In 1937, as she neared her fortieth birthday, she wanted a monumental, and final, challenge: to be the first woman to fly around the world. “I have a feeling that there is just about one more good flight left in my system,” she said, “and I hope this trip is it.” That March, she flew the first leg from Oakland, California to Honolulu, Hawaii, where it was determined the plane needed servicing. During takeoff, witnesses claimed that a tire blew. Earhart thought that either a tire blew or the landing gear collapsed. Others cited pilot error. Whatever happened, however, the plane was severely damaged.

But Earhart was not deterred from her goal. Determined to make the flight, she had the twin-engine Lockheed Electra rebuilt. On June 1, Amelia Earhart and her navigator, Fred Noonan, departed from Miami and began the 29,000-mile journey. After numerous stops in South America, Africa, India, and Southeast Asia, they arrived at Lae, New Guinea, on June 29, 1937. At this stage, about 22,000 miles of the journey had been completed. The remaining 7,000 miles would all be over the Pacific. Frequently inaccurate maps had made navigation difficult for Noonan, and their next hop—to Howland Island—was by far the most challenging. A flat sliver of land 6,500 feet long and 1,600 feet wide, Howland Island is located 2,556 miles from Lae in the mid-Pacific. “Howland is such a small spot in the Pacific that every aid to locating it must be available,” Earhart said. Unessential items were removed from the plane to make room for additional fuel. The US Coast Guard cutter Itasca was stationed just offshore of Howland Island, assigned to communicate by radio with Earhart and guide them to the island once they arrived in the vicinity. Two other US ships, ordered to burn every light on board, were positioned along the flight route as markers.
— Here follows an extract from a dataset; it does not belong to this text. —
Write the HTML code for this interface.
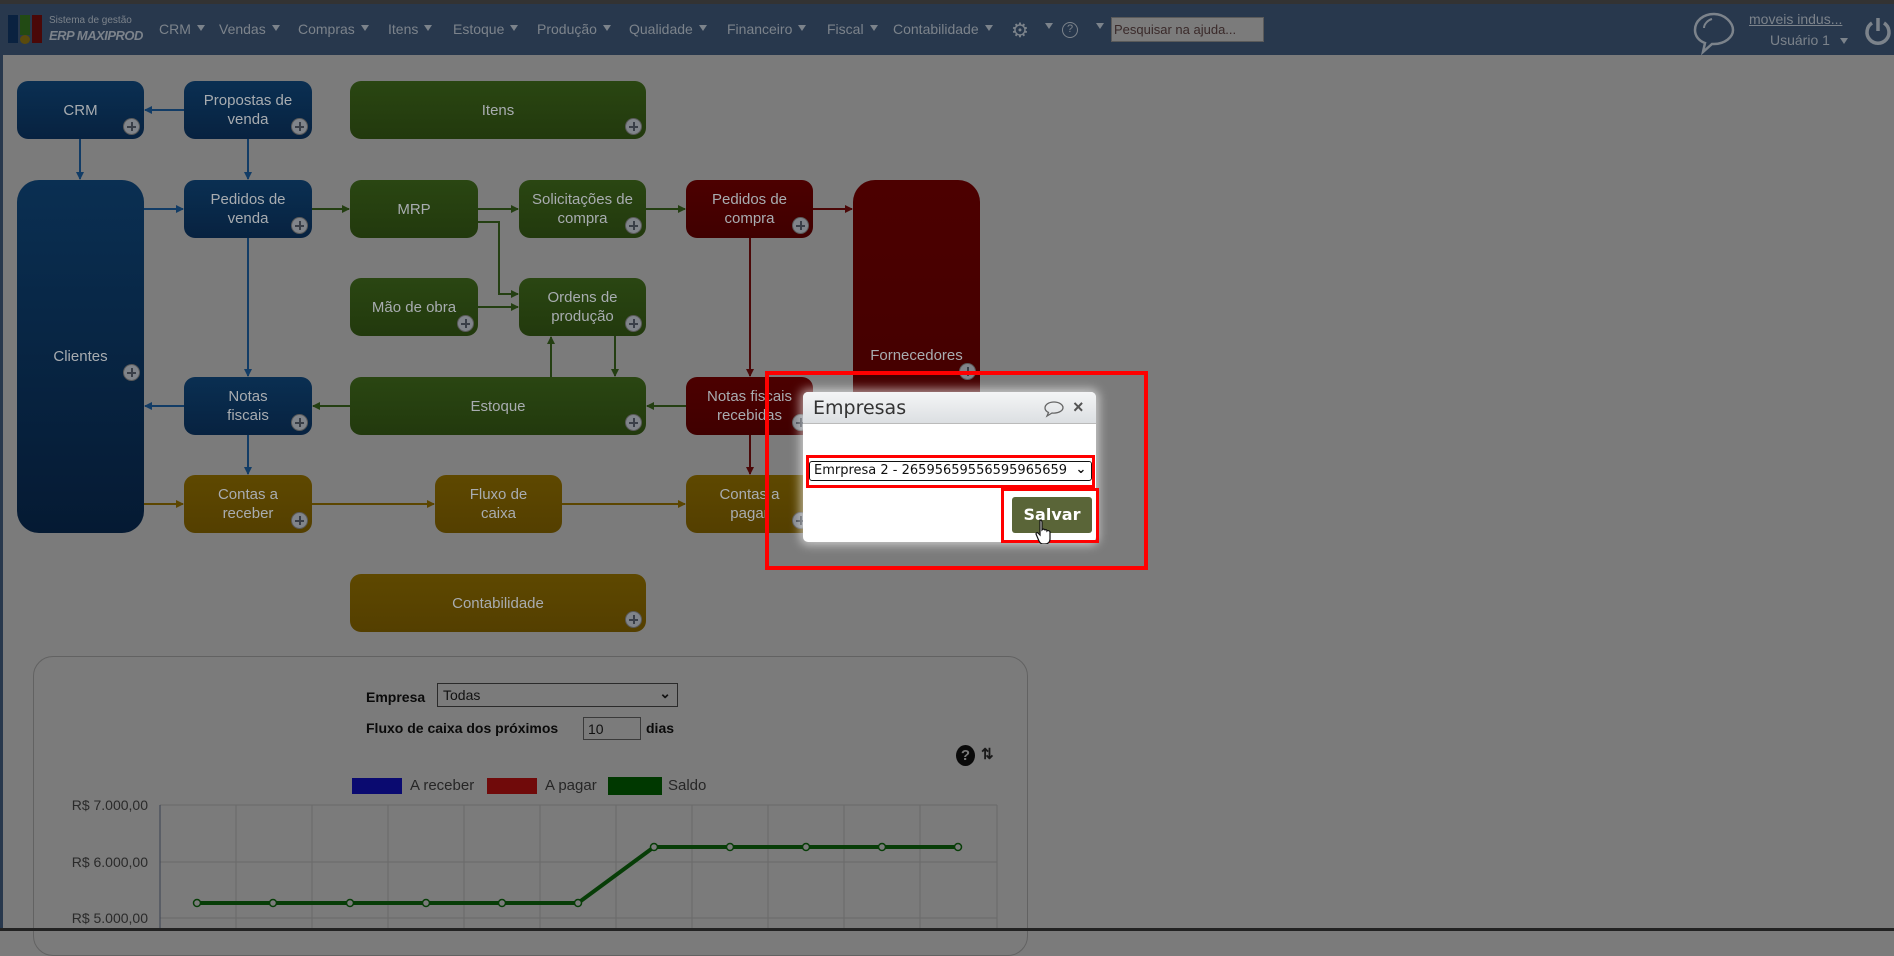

At midnight on July 2, 1937, Amelia Earhart and Fred Noonan took off from Lae. Despite favorable weather reports, they flew into overcast skies and intermittent rain showers. This made celestial navigation difficult. As dawn neared, Earhart called the Itasca and reported that the weather was cloudy. The Itasca sent her a steady stream of transmissions but she could not hear them. Her radio transmissions had been irregular through most of the flight, and now became faint and interrupted with static. At 7:42 AM, the Itasca picked up the message: “We must be on you, but we cannot see you. Fuel is running low. Been unable to reach you by radio. We are flying at 1,000 feet.” The ship tried to reply, but the plane seemed not to hear. At 8:45, Earhart reported, “We are running north and south.” Nothing further was heard from Earhart. Earhart’s transmissions seemed to indicate she and Noonan believed they had reached Howland’s charted position. The Itasca used her oil-fired boilers to generate smoke for a period of time but the clouds in the area around Howland Island might have prevented the fliers from seeing it. The dark shadows of the clouds on the ocean surface may have been almost indistinguishable from the island’s subdued and very flat profile. Attempts were also made to reach them by Morse code, but that, too, failed.

The most extensive air-and-sea search in naval history to date began immediately. But after spending four million dollars and scouring 250,000 square miles of ocean, the United States government reluctantly called off the operation on July 19. George Putnam financed a private search that also proved unsuccessful. But the question of what happened to Amelia Earhart remains unanswered.

In 1938, a lighthouse was constructed on Howland Island in Amelia Earhart’s memory. Amelia Earhart has become synonymous with aviation and with women’s achievements. Across the United States there are streets, schools, and airports named after her. In a letter she wrote to her husband before a dangerous flight, she said: “Please know I am quite aware of the hazards. I want to do it because I want to do it. Women must try to do things as men have tried. When they fail, their failure must be but a challenge to others.”